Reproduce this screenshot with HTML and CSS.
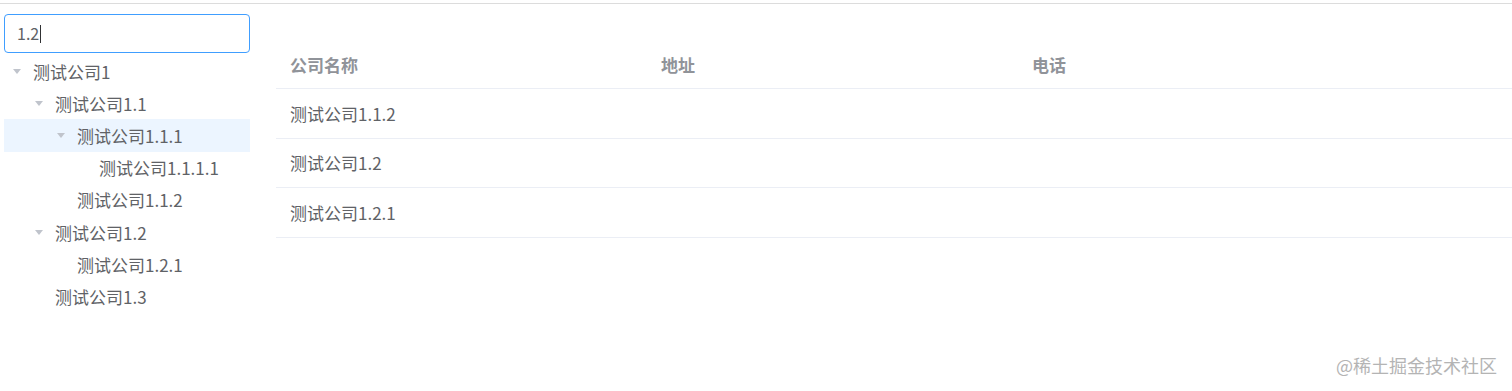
FILE: index.html
```html
<!DOCTYPE HTML>
<html>
	<head>
		<meta charset='utf-8' />
		<title>公司树</title>
		<link rel="stylesheet" href="styles.css">
	</head>
	<body>
		<div class='page'>
			<div class='side'>
				<div class='search'>1.2<span class='caret'></span></div>
				<ul class='tree'>
					<li class='node lv0'><i class='arrow'></i>测试公司1</li>
					<li class='node lv1'><i class='arrow'></i>测试公司1.1</li>
					<li class='node lv2 current'><i class='arrow'></i>测试公司1.1.1</li>
					<li class='node lv3'><i class='leaf'></i>测试公司1.1.1.1</li>
					<li class='node lv2'><i class='leaf'></i>测试公司1.1.2</li>
					<li class='node lv1'><i class='arrow'></i>测试公司1.2</li>
					<li class='node lv2'><i class='leaf'></i>测试公司1.2.1</li>
					<li class='node lv1'><i class='leaf'></i>测试公司1.3</li>
				</ul>
			</div>
			<div class='main'>
				<table class='grid'>
					<thead>
						<tr><th>公司名称</th><th>地址</th><th>电话</th><th></th></tr>
					</thead>
					<tbody>
						<tr><td>测试公司1.1.2</td><td></td><td></td><td></td></tr>
						<tr><td>测试公司1.2</td><td></td><td></td><td></td></tr>
						<tr><td>测试公司1.2.1</td><td></td><td></td><td></td></tr>
					</tbody>
				</table>
			</div>
		</div>
		<div class='mark'>@稀土掘金技术社区</div>
	</body>
</html>
```

FILE: styles.css
```css
body,p{margin:0;}
ul,li{margin:0;padding:0;list-style: none;}
body{
	font-family: "Noto Sans CJK SC", "Noto Sans", sans-serif;
	font-size: 17px;
	color: #606266;
	background: #fff;
	height: 391px;
	position: relative;
	overflow: hidden;
}
.page{
	display: flex;
	margin-top: 3px;
	border-top: 1px solid #dcdcdc;
	padding: 10px 0 0 4px;
	gap: 26px;
}
.side{
	width: 246px;
	flex: none;
}
.search{
	box-sizing: border-box;
	height: 39px;
	border: 1px solid #409eff;
	border-radius: 4px;
	padding: 0 12px;
	line-height: 37px;
	font-size: 16px;
	color: #606266;
	display: flex;
	align-items: center;
}
.caret{
	display: inline-block;
	width: 1px;
	height: 18px;
	background: #303133;
	margin-left: 1px;
}
.tree{
	margin-top: 2px;
}
.node{
	display: flex;
	align-items: center;
	height: 32.2px;
	color: #606266;
	white-space: nowrap;
}
.node.current{
	background: #ecf5ff;
}
.lv0{padding-left: 4px;}
.lv1{padding-left: 26px;}
.lv2{padding-left: 48px;}
.lv3{padding-left: 70px;}
.arrow{
	display: inline-block;
	flex: none;
	width: 0;
	height: 0;
	margin-left: 5px;
	margin-right: 12px;
	border-left: 4px solid transparent;
	border-right: 4px solid transparent;
	border-top: 5px solid #c0c4cc;
}
.leaf{
	display: inline-block;
	flex: none;
	width: 25px;
	height: 1px;
}
.main{
	flex: 1;
	padding-top: 27px;
}
.grid{
	width: 100%;
	border-collapse: collapse;
	table-layout: fixed;
}
.grid th, .grid td{
	text-align: left;
	padding: 0 14px;
	border-bottom: 1px solid #ebeef5;
	width: 343px;
}
.grid th:last-child, .grid td:last-child{
	width: auto;
}
.grid th{
	height: 47px;
	font-weight: bold;
	color: #909399;
}
.grid td{
	height: 48.5px;
}
.mark{
	position: absolute;
	right: 15px;
	bottom: 13px;
	color: #b4b4b4;
	font-size: 18px;
}
```
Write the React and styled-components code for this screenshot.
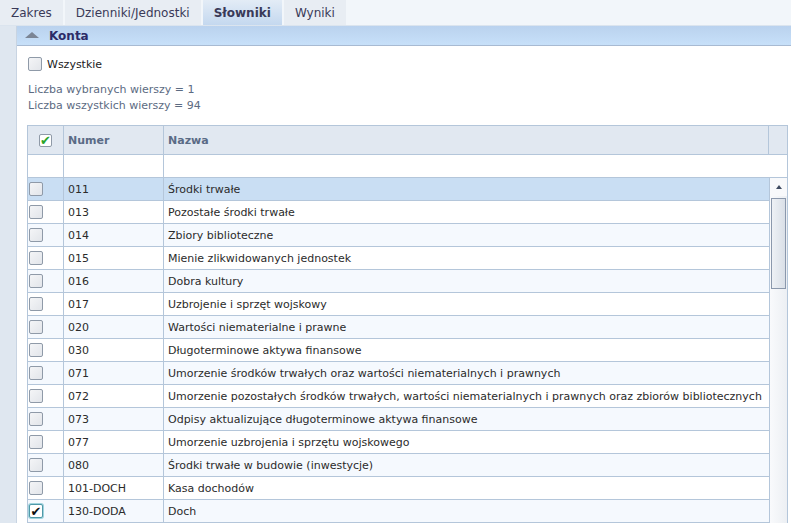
import React from 'react';
import styled, { createGlobalStyle } from 'styled-components';

const GlobalStyle = createGlobalStyle`
    html, body {
        margin: 0;
        padding: 0;
        background: #ffffff;
        overflow: hidden;
    }
    body {
        font-family: "DejaVu Sans", Verdana, sans-serif;
    }
`;

const Page = styled.div`
    width: 791px;
    height: 523px;
    overflow: hidden;
    display: flex;
    flex-direction: column;
`;

const TabBar = styled.div`
    flex: none;
    display: flex;
    gap: 2px;
    height: 26px;
    background: #f2f6fa;
    border-bottom: 1px solid #dbe4ee;
    box-sizing: border-box;
`;

const Tab = styled.div`
    padding: 0 11px;
    line-height: 26px;
    font-size: 12px;
    color: #3a3a58;
    font-weight: ${props => props.active ? 'bold' : 'normal'};
    background: ${props => props.active
        ? 'linear-gradient(180deg, #e3ecf6 0%, #c4d8ef 100%)'
        : '#e8edf3'};
`;

const Main = styled.div`
    flex: 1;
    display: flex;
    min-height: 0;
`;

const SideStrip = styled.div`
    flex: none;
    width: 16px;
    background: #dfe7f0;
    border-right: 1px solid #c8d4e2;
`;

const Panel = styled.div`
    flex: 1;
    display: flex;
    flex-direction: column;
    min-width: 0;
`;

const PanelHeader = styled.div`
    flex: none;
    height: 19px;
    display: flex;
    align-items: center;
    background: linear-gradient(180deg, #bad2ee 0%, #c7e0f9 100%);
    border-bottom: 1px solid #a8bad2;
`;

const CollapseArrow = styled.span`
    width: 0;
    height: 0;
    margin: 0 10px 2px 8px;
    border-left: 7px solid transparent;
    border-right: 7px solid transparent;
    border-bottom: 6px solid #7b8595;
`;

const PanelTitle = styled.span`
    font-size: 12px;
    font-weight: bold;
    color: #2c2c68;
`;

const PanelBody = styled.div`
    flex: none;
    padding: 11px 5px 0 10px;
`;

const CheckRow = styled.label`
    display: flex;
    align-items: center;
    gap: 5px;
    margin-left: 1px;
    font-size: 11px;
    color: #222222;
    height: 14px;
`;

const Box = styled.span`
    box-sizing: border-box;
    display: inline-flex;
    align-items: center;
    justify-content: center;
    width: ${props => props.size}px;
    height: ${props => props.size}px;
    flex: none;
    border: 1px solid ${props => props.focused ? '#4f98a8' : '#8f9aa8'};
    box-shadow: ${props => props.focused ? '0 0 0 1px #9fd3dd' : 'none'};
    border-radius: 2px;
    background: ${props => props.checked
        ? '#ffffff'
        : 'linear-gradient(135deg, #f4f5f7 0%, #e2e5ea 100%)'};
    color: ${props => props.tone === 'green' ? '#2aa52a' : '#111111'};
    font-size: 13px;
    font-weight: bold;
    line-height: 1;
    overflow: hidden;
`;

const Info = styled.div`
    margin-top: 11px;
    margin-left: 1px;
    font-size: 11px;
    line-height: 16px;
    color: #5c6b82;
`;

const Grid = styled.div`
    margin-top: 11px;
    width: 759px;
    border-left: 1px solid #b4c6da;
    border-right: 1px solid #b4c6da;
    border-top: 1px solid #b4c6da;
    font-size: 11px;
    color: #2b2b2b;
`;

const HeadRow = styled.div`
    display: grid;
    grid-template-columns: 36px 100px 605px 1fr;
    height: 28px;
    background: #e1e8f1;
    border-bottom: 1px solid #b4c6da;
`;

const HeadCell = styled.div`
    display: flex;
    align-items: center;
    justify-content: ${props => props.center ? 'center' : 'flex-start'};
    padding-left: ${props => props.center ? 0 : 4}px;
    border-right: ${props => props.last ? 'none' : '1px solid #b4c6da'};
    font-weight: bold;
    color: #5a6b86;
`;

const FilterRow = styled.div`
    display: grid;
    grid-template-columns: 36px 100px 1fr;
    height: 22px;
    background: #ffffff;
    border-bottom: 1px solid #b4c6da;
`;

const FilterCell = styled.div`
    border-right: ${props => props.last ? 'none' : '1px solid #b4c6da'};
`;

const BodyArea = styled.div`
    display: flex;
`;

const Rows = styled.div`
    width: 741px;
    border-right: 1px solid #b4c6da;
`;

const Row = styled.div`
    display: grid;
    grid-template-columns: 36px 100px 1fr;
    height: 22px;
    border-bottom: 1px solid #b4c6da;
    background: ${props => props.selected ? '#c9def3' : props.odd ? '#ffffff' : '#f5f9fe'};
`;

const Cell = styled.div`
    display: flex;
    align-items: center;
    padding-left: ${props => props.box ? 1 : 4}px;
    border-right: ${props => props.last ? 'none' : '1px solid #b4c6da'};
    white-space: nowrap;
    overflow: hidden;
`;

const ScrollBar = styled.div`
    flex: 1;
    display: flex;
    flex-direction: column;
    align-items: center;
    background: linear-gradient(90deg, #f9fafc 0%, #eceff3 100%);
`;

const ScrollUp = styled.div`
    width: 16px;
    height: 18px;
    display: flex;
    align-items: center;
    justify-content: center;
    background: #f8f9fb;
    &::after {
        content: '';
        border-left: 3px solid transparent;
        border-right: 3px solid transparent;
        border-bottom: 4px solid #3e4a60;
    }
`;

const ScrollThumb = styled.div`
    box-sizing: border-box;
    margin-top: 2px;
    width: 15px;
    height: 91px;
    border: 1px solid #8b98ac;
    background: linear-gradient(90deg, #eef1f5 0%, #d9dfe7 100%);
`;

const accounts = [
    ['011', 'Środki trwałe'],
    ['013', 'Pozostałe środki trwałe'],
    ['014', 'Zbiory biblioteczne'],
    ['015', 'Mienie zlikwidowanych jednostek'],
    ['016', 'Dobra kultury'],
    ['017', 'Uzbrojenie i sprzęt wojskowy'],
    ['020', 'Wartości niematerialne i prawne'],
    ['030', 'Długoterminowe aktywa finansowe'],
    ['071', 'Umorzenie środków trwałych oraz wartości niematerialnych i prawnych'],
    ['072', 'Umorzenie pozostałych środków trwałych, wartości niematerialnych i prawnych oraz zbiorów bibliotecznych'],
    ['073', 'Odpisy aktualizujące długoterminowe aktywa finansowe'],
    ['077', 'Umorzenie uzbrojenia i sprzętu wojskowego'],
    ['080', 'Środki trwałe w budowie (inwestycje)'],
    ['101-DOCH', 'Kasa dochodów'],
    ['130-DODA', 'Doch'],
];

const tabs = ['Zakres', 'Dzienniki/Jednostki', 'Słowniki', 'Wyniki'];

export default function App() {
    const checkedId = '130-DODA';

    return (
        <Page>
            <GlobalStyle />
            <TabBar>
                {tabs.map((tab) => (
                    <Tab key={tab} active={tab === 'Słowniki'}>{tab}</Tab>
                ))}
            </TabBar>
            <Main>
                <SideStrip />
                <Panel>
                    <PanelHeader>
                        <CollapseArrow />
                        <PanelTitle>Konta</PanelTitle>
                    </PanelHeader>
                    <PanelBody>
                        <CheckRow>
                            <Box size={14} />
                            Wszystkie
                        </CheckRow>
                        <Info>
                            <div>Liczba wybranych wierszy = 1</div>
                            <div>Liczba wszystkich wierszy = 94</div>
                        </Info>
                        <Grid>
                            <HeadRow>
                                <HeadCell center>
                                    <Box size={13} checked tone="green">✔</Box>
                                </HeadCell>
                                <HeadCell>Numer</HeadCell>
                                <HeadCell>Nazwa</HeadCell>
                                <HeadCell last />
                            </HeadRow>
                            <FilterRow>
                                <FilterCell />
                                <FilterCell />
                                <FilterCell last />
                            </FilterRow>
                            <BodyArea>
                                <Rows>
                                    {accounts.map(([id, name], index) => {
                                        const checked = id === checkedId;
                                        return (
                                            <Row key={id} odd={index % 2 === 1} selected={index === 0}>
                                                <Cell box>
                                                    <Box size={14} checked={checked} focused={checked}>
                                                        {checked ? '✔' : ''}
                                                    </Box>
                                                </Cell>
                                                <Cell>{id}</Cell>
                                                <Cell last>{name}</Cell>
                                            </Row>
                                        );
                                    })}
                                </Rows>
                                <ScrollBar>
                                    <ScrollUp />
                                    <ScrollThumb />
                                </ScrollBar>
                            </BodyArea>
                        </Grid>
                    </PanelBody>
                </Panel>
            </Main>
        </Page>
    );
}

● ● ● ●

* Exercise description
State the number of lines in this listing that contain the string "screenshot", and add nothing else.

* The response
2